» **Written instruction**
Retype the opening lines of the data exactly, stopping after the line that contains "import React from". Skip every picture.
— START OF Recorded data —
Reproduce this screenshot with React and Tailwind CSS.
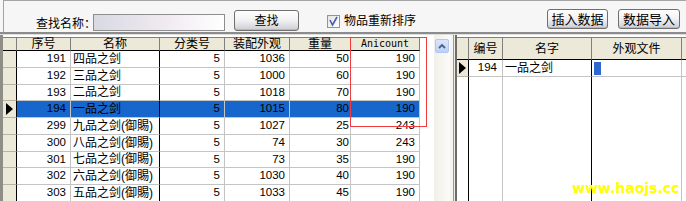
import React from "react";

const leftCols = [
  { title: "序号", w: "w-[54px]", cell: "justify-end pr-[4px]", line: "border-[#c4c4c4]" },
  { title: "名称", w: "w-[89px]", cell: "justify-start pl-[2px]", line: "border-black" },
  { title: "分类号", w: "w-[65px]", cell: "justify-end pr-[4px]", line: "border-[#c4c4c4]" },
  { title: "装配外观", w: "w-[65px]", cell: "justify-end pr-[4px]", line: "border-[#c4c4c4]" },
  { title: "重量", w: "w-[61px]", cell: "justify-end pr-[1px]", line: "border-[#c4c4c4]" },
  { title: "Anicount", w: "w-[69px]", cell: "justify-end pr-[4px]", line: "border-[#c4c4c4]", mono: true },
];

const rows = [
  ["191", "四品之剑", "5", "1036", "50", "190"],
  ["192", "三品之剑", "5", "1000", "60", "190"],
  ["193", "二品之剑", "5", "1018", "70", "190"],
  ["194", "一品之剑", "5", "1015", "80", "190"],
  ["299", "九品之剑(御賜)", "5", "1027", "25", "243"],
  ["300", "八品之剑(御賜)", "5", "74", "30", "243"],
  ["301", "七品之剑(御賜)", "5", "73", "35", "190"],
  ["302", "六品之剑(御賜)", "5", "1030", "40", "190"],
  ["303", "五品之剑(御賜)", "5", "1033", "45", "190"],
];

const rightCols = [
  { title: "编号", w: "w-[34px]", line: "border-[#c4c4c4]" },
  { title: "名字", w: "w-[89px]", line: "border-black" },
  { title: "外观文件", w: "w-[90px]", line: "border-[#c4c4c4]" },
];

const Arrow = () => (
  <svg width="7" height="12" viewBox="0 0 7 12">
    <path d="M0 0 L7 6 L0 12 Z" fill="#000" />
  </svg>
);

const Button = ({ children, className }) => (
  <div
    className={`flex items-center justify-center rounded-[3px] border border-[#6f6f6f] bg-gradient-to-b from-white via-[#f1f1f3] to-[#cdced4] text-[12px] leading-none text-black shadow-[inset_0_-1px_0_#b8b9c0] ${className}`}
  >
    {children}
  </div>
);

const Toolbar = () => (
  <div className="flex h-[32px] bg-[#f6f6f6] pl-[3px]">
    <div className="flex flex-1 items-start border-l border-t border-[#a4a4a4]">
      <div className="ml-[32px] mt-[13px] h-[17px] w-[57px] whitespace-nowrap font-['Noto_Sans_CJK_SC',sans-serif] text-[12px] leading-[17px]">
        查找名称：
      </div>
      <div className="mt-[13px] h-[17px] w-[132px] border border-[#8e8e8e] bg-gradient-to-r from-[#d7dae3] via-[#efe8ef] to-white" />
      <Button className="ml-[9px] mt-[9px] h-[21px] w-[65px]">查找</Button>
      <div className="ml-[28px] mt-[14px] h-[13px] w-[13px] border border-[#8796b0] bg-gradient-to-br from-[#e4e4e0] to-white">
        <svg width="11" height="11" viewBox="0 0 11 11">
          <path d="M2 4 L4.5 9 L9 1" fill="none" stroke="#4a5db4" strokeWidth="1.6" />
        </svg>
      </div>
      <div className="ml-[4px] mt-[14px] h-[13px] whitespace-nowrap text-[12px] leading-[13px]">
        物品重新排序
      </div>
      <Button className="ml-auto mt-[8px] h-[20px] w-[61px] text-[13px]">插入数据</Button>
      <Button className="ml-[10px] mr-[6px] mt-[8px] h-[20px] w-[62px] text-[13px]">数据导入</Button>
    </div>
  </div>
);

const LeftGrid = () => (
  <div className="flex w-[450px] border-l-[3px] border-[#8e8e86]">
    <div className="flex flex-1 flex-col bg-white pt-[2px]">
      <div className="flex h-[20px]">
        <div className="w-[14px] border-y border-r border-y-[#808080] border-r-[#808080] border-b-black bg-[#ece9d8]" />
        {leftCols.map((c) => (
          <div
            key={c.title}
            className={`${c.w} flex items-center justify-center border-y border-r border-[#808080] border-b-black bg-[#ece9d8] leading-none ${
              c.mono ? "font-['DejaVu_Sans_Mono',monospace] text-[10px]" : "text-[12px]"
            }`}
          >
            {c.title}
          </div>
        ))}
      </div>
      {rows.map((r, i) => {
        const sel = i === 3;
        return (
          <div key={r[0]} className="flex h-[16.75px] shrink-0">
            <div className="flex w-[14px] items-center justify-center border-b border-r border-b-[#b8b4a4] border-r-black bg-[#ece9d8]">
              {sel && <Arrow />}
            </div>
            {leftCols.map((c, j) => (
              <div
                key={c.title}
                className={`${c.w} ${c.cell} ${c.line} flex items-center whitespace-nowrap border-b border-r border-b-[#c4c4c4] leading-none text-black ${
                  j === 1 ? "text-[12px]" : "text-[11.5px]"
                } ${sel ? "bg-[#1666cc]" : "bg-white"}`}
              >
                {r[j]}
              </div>
            ))}
          </div>
        );
      })}
    </div>
    <div className="w-[16px] bg-gradient-to-r from-[#f1efe8] to-[#fcfbf8] pl-[1px] pt-[4px]">
      <div className="flex h-[14px] w-[14px] items-center justify-center rounded-[2px] border border-[#b3c6f2] bg-gradient-to-b from-[#dbe6fd] to-[#bcd0f8]">
        <svg width="8" height="6" viewBox="0 0 8 6">
          <path d="M1 5 L4 2 L7 5" fill="none" stroke="#4d6185" strokeWidth="1.8" />
        </svg>
      </div>
    </div>
  </div>
);

const Splitter = () => (
  <div className="flex w-[5px]">
    <div className="w-[3px] bg-[#f7f5f1]" />
    <div className="w-px bg-[#9a9a90]" />
    <div className="w-px bg-[#efede7]" />
  </div>
);

const RightGrid = () => (
  <div className="flex flex-1 flex-col border-l-2 border-[#6e6e66] bg-white pt-[2px]">
    <div className="flex h-[23px] shrink-0">
      <div className="w-[12px] border-y border-r border-[#808080] border-b-black bg-[#ece9d8]" />
      {rightCols.map((c) => (
        <div
          key={c.title}
          className={`${c.w} flex items-center justify-center border-y border-r border-[#808080] border-b-black bg-[#ece9d8] text-[12px] leading-none`}
        >
          {c.title}
        </div>
      ))}
      <div className="flex-1 border-y border-[#808080] border-b-black bg-[#ece9d8]" />
    </div>
    <div className="flex h-[17px] shrink-0">
      <div className="flex w-[12px] items-center justify-center border-b border-r border-b-[#b8b4a4] border-r-black bg-[#ece9d8]">
        <Arrow />
      </div>
      <div className="flex w-[34px] items-center justify-end border-b border-r border-[#c4c4c4] pr-[5px] text-[11.5px] leading-none">
        194
      </div>
      <div className="flex w-[89px] items-center border-b border-r border-b-[#c4c4c4] border-r-black pl-[2px] text-[12px] leading-none">
        一品之剑
      </div>
      <div className="w-[90px] border-b border-r border-[#c4c4c4] pl-[2px] pt-[2px]">
        <div className="h-[13px] w-[7px] bg-[#2f68d0]" />
      </div>
      <div className="flex-1 border-b border-[#c4c4c4]" />
    </div>
    <div className="flex flex-1">
      <div className="w-[12px] border-r border-black" />
      <div className="w-[34px] border-r border-[#c4c4c4]" />
      <div className="w-[89px] border-r border-black" />
      <div className="w-[90px] border-r border-[#c4c4c4]" />
      <div className="flex-1" />
    </div>
  </div>
);

export default function App() {
  return (
    <div className="relative h-[201px] w-[686px] overflow-hidden bg-[#f6f6f6] font-['Liberation_Sans','Noto_Sans_CJK_SC',sans-serif] text-black">
      <Toolbar />
      <div className="h-[3px] border-t-2 border-[#8c8c8c] bg-[#dedede]" />
      <div className="flex h-[166px]">
        <LeftGrid />
        <Splitter />
        <RightGrid />
      </div>
      <div className="pointer-events-none absolute left-[350px] top-[37px] h-[90px] w-[77px] border border-[#f23c3c]" />
      <div className="pointer-events-none absolute left-[572px] top-[181px] font-['DejaVu_Sans',sans-serif] text-[14px] font-bold leading-none text-[#ffff00]">
        www.haojs.cc
      </div>
    </div>
  );
}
— END OF Recorded data —
» **Correct output**
Reproduce this screenshot with React and Tailwind CSS.
import React from "react";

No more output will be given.